BEGIN Data lines

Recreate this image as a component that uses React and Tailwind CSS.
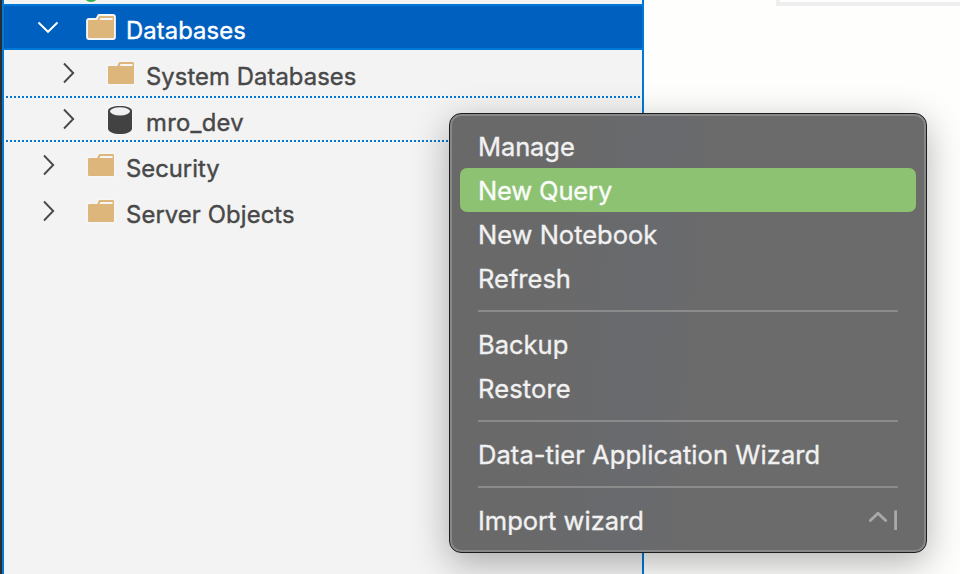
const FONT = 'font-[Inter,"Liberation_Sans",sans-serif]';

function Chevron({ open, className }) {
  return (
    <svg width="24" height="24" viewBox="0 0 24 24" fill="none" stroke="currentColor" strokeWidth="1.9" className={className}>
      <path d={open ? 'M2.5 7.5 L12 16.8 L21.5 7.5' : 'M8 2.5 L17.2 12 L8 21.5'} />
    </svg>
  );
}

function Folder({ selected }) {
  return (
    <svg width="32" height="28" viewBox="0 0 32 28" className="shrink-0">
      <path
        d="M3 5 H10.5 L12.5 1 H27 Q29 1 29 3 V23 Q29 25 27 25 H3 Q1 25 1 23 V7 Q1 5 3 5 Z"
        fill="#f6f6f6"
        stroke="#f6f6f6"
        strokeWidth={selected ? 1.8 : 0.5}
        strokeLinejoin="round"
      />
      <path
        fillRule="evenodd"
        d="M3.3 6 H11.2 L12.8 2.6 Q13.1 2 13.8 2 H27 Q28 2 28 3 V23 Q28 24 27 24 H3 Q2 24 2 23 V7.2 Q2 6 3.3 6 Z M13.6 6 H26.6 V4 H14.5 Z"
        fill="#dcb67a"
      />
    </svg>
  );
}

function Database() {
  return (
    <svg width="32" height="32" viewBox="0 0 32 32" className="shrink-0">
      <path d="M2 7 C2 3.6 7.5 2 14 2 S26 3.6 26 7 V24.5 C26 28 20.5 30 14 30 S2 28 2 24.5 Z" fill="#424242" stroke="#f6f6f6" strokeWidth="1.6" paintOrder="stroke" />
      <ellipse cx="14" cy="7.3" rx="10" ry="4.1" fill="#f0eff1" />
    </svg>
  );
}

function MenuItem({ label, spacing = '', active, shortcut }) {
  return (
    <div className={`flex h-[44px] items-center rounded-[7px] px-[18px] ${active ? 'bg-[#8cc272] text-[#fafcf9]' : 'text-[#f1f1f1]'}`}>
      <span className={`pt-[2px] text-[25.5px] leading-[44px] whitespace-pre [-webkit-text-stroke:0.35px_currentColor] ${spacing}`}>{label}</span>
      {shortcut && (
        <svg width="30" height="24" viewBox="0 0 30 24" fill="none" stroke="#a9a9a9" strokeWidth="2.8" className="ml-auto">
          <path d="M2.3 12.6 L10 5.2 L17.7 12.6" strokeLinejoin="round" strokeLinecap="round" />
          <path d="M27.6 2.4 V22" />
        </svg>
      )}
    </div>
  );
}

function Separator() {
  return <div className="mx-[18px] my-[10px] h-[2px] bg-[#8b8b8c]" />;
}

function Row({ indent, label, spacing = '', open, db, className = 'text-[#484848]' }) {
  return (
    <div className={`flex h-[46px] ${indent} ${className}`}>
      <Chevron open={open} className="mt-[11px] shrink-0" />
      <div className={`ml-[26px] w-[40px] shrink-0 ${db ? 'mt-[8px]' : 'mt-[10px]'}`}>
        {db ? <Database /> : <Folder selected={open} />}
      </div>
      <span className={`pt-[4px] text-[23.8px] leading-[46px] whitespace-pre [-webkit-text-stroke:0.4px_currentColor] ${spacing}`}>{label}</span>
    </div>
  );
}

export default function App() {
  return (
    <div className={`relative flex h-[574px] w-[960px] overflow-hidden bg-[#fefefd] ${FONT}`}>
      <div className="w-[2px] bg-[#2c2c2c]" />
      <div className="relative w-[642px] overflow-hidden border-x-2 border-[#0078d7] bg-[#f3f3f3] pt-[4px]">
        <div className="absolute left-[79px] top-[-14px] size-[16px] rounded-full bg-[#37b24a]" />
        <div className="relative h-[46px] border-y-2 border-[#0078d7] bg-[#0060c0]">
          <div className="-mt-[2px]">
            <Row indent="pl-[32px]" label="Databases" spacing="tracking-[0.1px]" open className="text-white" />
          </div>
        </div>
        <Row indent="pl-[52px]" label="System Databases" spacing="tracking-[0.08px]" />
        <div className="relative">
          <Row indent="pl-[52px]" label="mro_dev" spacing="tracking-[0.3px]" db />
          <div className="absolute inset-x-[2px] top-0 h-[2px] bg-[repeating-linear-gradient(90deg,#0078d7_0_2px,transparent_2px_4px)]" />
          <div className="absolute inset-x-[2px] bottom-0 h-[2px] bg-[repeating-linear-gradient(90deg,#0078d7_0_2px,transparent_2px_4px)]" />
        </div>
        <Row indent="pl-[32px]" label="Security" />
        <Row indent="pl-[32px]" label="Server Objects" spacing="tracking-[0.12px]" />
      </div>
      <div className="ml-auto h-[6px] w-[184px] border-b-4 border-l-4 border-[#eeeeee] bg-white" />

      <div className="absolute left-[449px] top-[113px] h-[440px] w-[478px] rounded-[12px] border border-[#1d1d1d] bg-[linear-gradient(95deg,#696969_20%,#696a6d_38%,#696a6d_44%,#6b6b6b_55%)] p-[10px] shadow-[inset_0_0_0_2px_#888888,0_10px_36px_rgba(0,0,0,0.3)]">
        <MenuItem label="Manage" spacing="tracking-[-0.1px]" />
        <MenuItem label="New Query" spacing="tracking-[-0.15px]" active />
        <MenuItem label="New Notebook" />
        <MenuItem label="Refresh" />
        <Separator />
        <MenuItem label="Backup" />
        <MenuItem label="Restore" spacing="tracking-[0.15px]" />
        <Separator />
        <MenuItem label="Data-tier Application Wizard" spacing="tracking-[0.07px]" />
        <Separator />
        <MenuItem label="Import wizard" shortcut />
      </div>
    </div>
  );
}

END Data lines
BEGIN Data lines

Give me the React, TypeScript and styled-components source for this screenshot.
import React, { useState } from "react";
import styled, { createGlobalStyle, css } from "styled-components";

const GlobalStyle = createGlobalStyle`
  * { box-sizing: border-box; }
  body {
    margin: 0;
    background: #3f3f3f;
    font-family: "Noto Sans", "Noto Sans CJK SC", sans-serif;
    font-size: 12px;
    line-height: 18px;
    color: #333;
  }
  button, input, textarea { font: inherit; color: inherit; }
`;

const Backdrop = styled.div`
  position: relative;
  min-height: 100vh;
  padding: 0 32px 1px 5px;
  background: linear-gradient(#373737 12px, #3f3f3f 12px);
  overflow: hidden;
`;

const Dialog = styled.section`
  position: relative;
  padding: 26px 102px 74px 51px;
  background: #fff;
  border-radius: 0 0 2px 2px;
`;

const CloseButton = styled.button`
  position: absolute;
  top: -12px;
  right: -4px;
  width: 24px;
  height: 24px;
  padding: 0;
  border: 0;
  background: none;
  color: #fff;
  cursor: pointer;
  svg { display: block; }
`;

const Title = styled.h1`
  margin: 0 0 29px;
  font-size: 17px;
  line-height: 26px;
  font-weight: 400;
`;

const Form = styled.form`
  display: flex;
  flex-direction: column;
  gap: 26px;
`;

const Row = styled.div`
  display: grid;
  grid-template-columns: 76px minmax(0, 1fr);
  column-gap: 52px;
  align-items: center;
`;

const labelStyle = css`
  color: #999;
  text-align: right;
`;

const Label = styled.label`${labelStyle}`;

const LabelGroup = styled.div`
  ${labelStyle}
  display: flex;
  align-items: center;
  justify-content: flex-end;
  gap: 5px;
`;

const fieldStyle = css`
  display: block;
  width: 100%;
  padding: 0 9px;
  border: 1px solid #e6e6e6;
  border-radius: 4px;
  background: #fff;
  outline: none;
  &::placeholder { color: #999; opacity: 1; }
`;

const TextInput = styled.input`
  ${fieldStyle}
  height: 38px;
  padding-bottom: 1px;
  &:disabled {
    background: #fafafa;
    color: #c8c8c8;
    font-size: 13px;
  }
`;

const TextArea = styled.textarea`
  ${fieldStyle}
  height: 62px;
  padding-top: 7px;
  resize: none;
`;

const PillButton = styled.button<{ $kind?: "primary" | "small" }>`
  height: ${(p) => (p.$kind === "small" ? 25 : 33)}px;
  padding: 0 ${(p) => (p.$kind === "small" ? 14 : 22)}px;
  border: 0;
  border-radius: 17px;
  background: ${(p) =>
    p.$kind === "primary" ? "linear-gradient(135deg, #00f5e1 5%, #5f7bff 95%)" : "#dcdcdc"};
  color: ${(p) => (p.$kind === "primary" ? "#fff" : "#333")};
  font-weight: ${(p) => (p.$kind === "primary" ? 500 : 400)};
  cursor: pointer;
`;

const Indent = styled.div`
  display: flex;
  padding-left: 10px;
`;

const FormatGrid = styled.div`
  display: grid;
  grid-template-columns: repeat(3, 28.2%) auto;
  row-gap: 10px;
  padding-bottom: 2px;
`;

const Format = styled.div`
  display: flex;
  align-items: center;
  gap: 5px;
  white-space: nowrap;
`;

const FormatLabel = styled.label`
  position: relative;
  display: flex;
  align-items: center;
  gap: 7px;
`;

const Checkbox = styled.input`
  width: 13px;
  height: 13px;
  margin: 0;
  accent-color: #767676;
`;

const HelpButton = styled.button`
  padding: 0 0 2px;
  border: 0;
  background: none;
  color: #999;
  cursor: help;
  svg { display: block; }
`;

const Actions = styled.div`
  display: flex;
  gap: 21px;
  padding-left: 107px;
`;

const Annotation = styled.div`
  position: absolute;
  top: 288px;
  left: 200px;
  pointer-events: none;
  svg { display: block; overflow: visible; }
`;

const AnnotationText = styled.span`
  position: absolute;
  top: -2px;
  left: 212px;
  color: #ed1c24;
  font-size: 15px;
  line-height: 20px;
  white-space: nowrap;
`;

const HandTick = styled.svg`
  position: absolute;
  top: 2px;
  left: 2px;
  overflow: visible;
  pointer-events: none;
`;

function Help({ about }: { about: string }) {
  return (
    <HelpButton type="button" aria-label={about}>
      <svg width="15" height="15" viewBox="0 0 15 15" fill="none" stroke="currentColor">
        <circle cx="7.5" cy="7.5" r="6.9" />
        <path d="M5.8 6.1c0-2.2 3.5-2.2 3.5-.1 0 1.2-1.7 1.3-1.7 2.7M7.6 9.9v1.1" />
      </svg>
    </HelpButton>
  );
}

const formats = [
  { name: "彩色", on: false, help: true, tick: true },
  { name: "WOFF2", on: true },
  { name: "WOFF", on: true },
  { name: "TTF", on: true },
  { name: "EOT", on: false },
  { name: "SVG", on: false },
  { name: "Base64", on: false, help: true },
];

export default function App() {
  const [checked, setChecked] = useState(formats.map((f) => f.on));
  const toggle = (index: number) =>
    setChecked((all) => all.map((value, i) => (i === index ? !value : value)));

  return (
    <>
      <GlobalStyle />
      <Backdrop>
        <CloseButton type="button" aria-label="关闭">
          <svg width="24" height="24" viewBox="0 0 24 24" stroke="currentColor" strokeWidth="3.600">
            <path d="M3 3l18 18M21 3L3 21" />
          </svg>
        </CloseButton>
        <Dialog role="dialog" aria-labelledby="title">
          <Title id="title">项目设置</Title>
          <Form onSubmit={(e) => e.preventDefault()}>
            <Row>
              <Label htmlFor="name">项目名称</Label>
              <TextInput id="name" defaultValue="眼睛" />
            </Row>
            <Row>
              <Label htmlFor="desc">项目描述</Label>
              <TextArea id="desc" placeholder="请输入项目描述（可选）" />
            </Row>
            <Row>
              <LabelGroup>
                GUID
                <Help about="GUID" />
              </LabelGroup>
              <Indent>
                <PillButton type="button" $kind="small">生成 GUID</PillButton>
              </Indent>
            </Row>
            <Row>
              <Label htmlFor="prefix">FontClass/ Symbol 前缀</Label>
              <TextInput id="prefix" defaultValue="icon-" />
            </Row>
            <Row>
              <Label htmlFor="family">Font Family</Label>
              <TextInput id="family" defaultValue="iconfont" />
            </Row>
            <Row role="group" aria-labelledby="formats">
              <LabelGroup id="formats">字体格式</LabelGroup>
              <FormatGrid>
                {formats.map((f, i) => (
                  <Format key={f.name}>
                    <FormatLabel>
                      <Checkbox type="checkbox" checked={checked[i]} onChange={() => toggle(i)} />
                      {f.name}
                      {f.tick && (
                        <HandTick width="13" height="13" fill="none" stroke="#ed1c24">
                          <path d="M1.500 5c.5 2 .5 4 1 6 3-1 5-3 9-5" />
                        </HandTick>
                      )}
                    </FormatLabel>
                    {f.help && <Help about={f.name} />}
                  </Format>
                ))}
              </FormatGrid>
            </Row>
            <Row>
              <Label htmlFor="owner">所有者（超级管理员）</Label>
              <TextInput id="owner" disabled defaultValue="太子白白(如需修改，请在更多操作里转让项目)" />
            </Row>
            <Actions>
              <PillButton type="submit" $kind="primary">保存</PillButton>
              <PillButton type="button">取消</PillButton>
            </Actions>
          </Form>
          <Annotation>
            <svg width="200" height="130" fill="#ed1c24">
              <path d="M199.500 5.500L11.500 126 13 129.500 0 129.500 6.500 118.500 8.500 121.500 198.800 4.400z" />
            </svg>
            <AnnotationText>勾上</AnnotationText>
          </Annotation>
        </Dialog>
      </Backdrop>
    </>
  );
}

END Data lines
BEGIN Data lines

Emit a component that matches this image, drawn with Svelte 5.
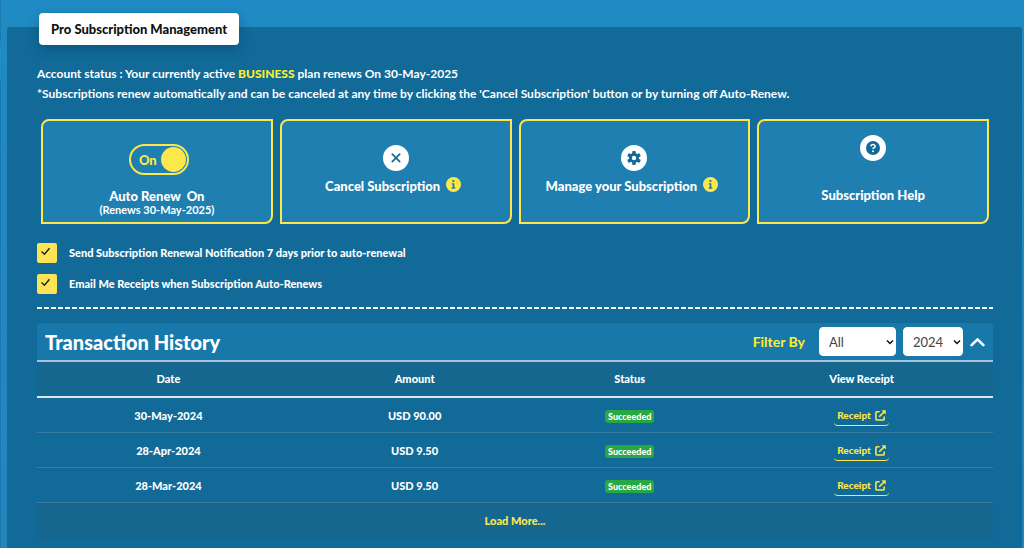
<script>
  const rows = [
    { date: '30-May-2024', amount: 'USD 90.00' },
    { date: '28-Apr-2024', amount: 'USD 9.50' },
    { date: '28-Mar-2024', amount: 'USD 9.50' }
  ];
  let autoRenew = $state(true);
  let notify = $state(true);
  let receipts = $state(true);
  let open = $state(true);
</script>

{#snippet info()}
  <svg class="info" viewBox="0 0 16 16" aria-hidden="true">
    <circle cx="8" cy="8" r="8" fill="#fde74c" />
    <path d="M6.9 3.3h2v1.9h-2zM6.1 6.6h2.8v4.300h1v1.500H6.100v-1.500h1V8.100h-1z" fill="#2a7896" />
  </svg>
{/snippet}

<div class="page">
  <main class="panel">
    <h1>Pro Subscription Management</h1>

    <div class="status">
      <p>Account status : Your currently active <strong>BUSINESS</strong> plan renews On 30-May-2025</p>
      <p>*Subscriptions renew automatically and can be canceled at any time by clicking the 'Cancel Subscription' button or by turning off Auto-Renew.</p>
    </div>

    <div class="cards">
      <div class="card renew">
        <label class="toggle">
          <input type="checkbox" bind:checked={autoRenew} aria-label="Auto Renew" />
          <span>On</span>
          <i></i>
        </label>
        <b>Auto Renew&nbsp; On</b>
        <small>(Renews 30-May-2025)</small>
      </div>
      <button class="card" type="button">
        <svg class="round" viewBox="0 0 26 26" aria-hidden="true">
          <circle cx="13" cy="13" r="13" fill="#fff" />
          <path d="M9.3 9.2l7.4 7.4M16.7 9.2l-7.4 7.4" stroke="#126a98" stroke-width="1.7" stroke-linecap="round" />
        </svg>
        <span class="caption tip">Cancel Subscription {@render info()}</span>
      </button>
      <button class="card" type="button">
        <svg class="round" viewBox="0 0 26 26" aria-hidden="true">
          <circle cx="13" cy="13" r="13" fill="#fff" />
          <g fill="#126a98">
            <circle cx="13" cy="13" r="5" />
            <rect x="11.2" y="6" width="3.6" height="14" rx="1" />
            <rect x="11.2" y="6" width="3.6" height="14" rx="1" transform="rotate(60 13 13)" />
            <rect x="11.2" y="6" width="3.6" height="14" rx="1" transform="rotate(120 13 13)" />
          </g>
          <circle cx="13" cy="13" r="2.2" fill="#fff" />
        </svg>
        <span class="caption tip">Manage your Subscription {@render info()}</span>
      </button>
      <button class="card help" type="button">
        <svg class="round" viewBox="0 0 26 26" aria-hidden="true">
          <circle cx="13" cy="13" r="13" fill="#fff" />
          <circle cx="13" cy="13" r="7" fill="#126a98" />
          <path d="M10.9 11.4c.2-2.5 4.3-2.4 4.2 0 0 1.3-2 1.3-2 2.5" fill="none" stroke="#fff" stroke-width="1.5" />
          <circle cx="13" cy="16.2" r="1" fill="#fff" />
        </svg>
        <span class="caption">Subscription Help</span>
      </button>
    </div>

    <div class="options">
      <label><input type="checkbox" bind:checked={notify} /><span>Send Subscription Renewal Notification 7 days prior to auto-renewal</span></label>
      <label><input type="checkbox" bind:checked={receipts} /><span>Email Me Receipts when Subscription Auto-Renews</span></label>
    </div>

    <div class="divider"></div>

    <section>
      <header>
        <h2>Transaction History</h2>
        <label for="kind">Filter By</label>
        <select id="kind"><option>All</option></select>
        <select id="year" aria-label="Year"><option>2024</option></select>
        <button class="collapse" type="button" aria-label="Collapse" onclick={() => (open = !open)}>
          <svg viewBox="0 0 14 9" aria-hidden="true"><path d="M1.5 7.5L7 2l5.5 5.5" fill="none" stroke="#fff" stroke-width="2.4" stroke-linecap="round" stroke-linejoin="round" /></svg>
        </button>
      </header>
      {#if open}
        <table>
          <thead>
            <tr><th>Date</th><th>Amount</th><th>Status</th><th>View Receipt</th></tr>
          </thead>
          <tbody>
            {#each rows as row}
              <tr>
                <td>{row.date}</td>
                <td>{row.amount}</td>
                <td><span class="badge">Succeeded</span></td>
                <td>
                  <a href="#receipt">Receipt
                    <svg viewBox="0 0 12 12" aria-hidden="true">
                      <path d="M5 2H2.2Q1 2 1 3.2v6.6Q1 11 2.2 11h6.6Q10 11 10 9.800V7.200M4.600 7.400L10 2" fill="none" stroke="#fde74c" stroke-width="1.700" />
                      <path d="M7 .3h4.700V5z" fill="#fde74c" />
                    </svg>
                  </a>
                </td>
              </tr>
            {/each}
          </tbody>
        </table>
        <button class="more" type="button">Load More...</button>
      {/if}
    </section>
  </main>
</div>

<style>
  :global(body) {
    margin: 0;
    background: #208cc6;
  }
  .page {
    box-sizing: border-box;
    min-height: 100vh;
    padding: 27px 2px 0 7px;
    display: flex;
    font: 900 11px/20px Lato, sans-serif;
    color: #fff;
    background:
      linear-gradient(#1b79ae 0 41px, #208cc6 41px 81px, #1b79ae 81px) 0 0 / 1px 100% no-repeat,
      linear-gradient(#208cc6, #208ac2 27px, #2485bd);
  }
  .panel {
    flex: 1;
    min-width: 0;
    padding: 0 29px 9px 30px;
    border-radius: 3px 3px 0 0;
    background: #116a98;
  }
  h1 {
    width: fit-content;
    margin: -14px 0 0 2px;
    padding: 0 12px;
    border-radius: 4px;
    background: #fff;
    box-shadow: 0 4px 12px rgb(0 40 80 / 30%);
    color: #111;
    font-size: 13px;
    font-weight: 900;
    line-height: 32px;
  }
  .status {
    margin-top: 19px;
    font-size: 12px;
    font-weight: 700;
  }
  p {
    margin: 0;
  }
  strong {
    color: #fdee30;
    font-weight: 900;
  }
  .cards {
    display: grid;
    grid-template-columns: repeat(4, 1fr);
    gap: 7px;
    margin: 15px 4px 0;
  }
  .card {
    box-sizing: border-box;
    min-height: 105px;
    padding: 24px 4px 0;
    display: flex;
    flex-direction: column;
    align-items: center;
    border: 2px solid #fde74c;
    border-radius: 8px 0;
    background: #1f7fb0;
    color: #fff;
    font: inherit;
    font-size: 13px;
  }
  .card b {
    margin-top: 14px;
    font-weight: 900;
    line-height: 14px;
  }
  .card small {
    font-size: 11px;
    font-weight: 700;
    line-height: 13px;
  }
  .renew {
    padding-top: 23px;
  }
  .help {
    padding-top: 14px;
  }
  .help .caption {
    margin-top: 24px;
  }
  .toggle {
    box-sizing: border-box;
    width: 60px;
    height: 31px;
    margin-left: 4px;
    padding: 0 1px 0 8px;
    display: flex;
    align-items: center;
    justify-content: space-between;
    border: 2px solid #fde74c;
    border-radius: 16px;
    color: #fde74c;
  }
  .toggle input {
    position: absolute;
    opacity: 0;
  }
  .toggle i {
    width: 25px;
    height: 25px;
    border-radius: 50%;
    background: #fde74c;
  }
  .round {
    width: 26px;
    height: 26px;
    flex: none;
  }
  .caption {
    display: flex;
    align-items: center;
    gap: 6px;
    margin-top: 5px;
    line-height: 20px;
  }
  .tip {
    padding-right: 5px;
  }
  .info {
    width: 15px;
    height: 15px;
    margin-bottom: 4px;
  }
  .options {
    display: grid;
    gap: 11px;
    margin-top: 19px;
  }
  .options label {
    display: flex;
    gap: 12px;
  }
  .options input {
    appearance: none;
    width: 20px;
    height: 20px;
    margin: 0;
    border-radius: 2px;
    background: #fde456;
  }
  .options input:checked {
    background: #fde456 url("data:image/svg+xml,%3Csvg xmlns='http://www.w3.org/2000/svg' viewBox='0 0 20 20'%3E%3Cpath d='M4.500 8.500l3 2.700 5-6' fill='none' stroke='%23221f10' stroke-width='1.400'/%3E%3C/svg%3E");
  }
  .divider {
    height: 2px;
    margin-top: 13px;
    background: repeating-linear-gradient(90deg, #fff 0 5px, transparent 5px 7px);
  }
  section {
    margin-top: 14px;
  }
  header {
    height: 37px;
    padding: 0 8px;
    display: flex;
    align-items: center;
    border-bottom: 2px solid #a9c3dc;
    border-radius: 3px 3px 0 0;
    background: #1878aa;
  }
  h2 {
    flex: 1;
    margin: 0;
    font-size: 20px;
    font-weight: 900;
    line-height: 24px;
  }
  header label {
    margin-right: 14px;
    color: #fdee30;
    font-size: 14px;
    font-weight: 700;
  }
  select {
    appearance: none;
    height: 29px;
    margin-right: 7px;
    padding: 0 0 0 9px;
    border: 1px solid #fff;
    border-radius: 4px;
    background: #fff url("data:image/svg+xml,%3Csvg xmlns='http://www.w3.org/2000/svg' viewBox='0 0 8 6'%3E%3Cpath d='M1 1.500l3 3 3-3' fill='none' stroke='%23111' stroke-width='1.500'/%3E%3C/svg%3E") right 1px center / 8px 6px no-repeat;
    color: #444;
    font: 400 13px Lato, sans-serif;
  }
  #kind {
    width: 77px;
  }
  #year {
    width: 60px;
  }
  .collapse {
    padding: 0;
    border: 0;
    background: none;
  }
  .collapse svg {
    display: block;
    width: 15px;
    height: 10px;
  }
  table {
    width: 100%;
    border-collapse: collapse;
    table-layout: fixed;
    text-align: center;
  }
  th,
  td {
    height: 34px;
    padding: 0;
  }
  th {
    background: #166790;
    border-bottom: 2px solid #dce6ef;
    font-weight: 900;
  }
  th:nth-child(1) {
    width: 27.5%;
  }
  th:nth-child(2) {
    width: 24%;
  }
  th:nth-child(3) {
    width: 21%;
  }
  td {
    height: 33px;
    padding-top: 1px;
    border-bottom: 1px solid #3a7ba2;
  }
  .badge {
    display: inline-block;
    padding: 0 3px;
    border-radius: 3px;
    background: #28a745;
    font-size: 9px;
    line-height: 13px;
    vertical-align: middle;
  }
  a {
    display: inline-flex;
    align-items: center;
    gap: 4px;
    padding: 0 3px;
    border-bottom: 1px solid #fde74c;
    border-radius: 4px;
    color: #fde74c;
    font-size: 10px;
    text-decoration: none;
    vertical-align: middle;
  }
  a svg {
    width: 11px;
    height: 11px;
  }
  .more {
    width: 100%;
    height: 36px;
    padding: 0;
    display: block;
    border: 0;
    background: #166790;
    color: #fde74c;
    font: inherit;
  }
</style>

END Data lines

## What to do
Among the entries above, how many lines hold the word "this"? Reply with only that number.

## Reply
3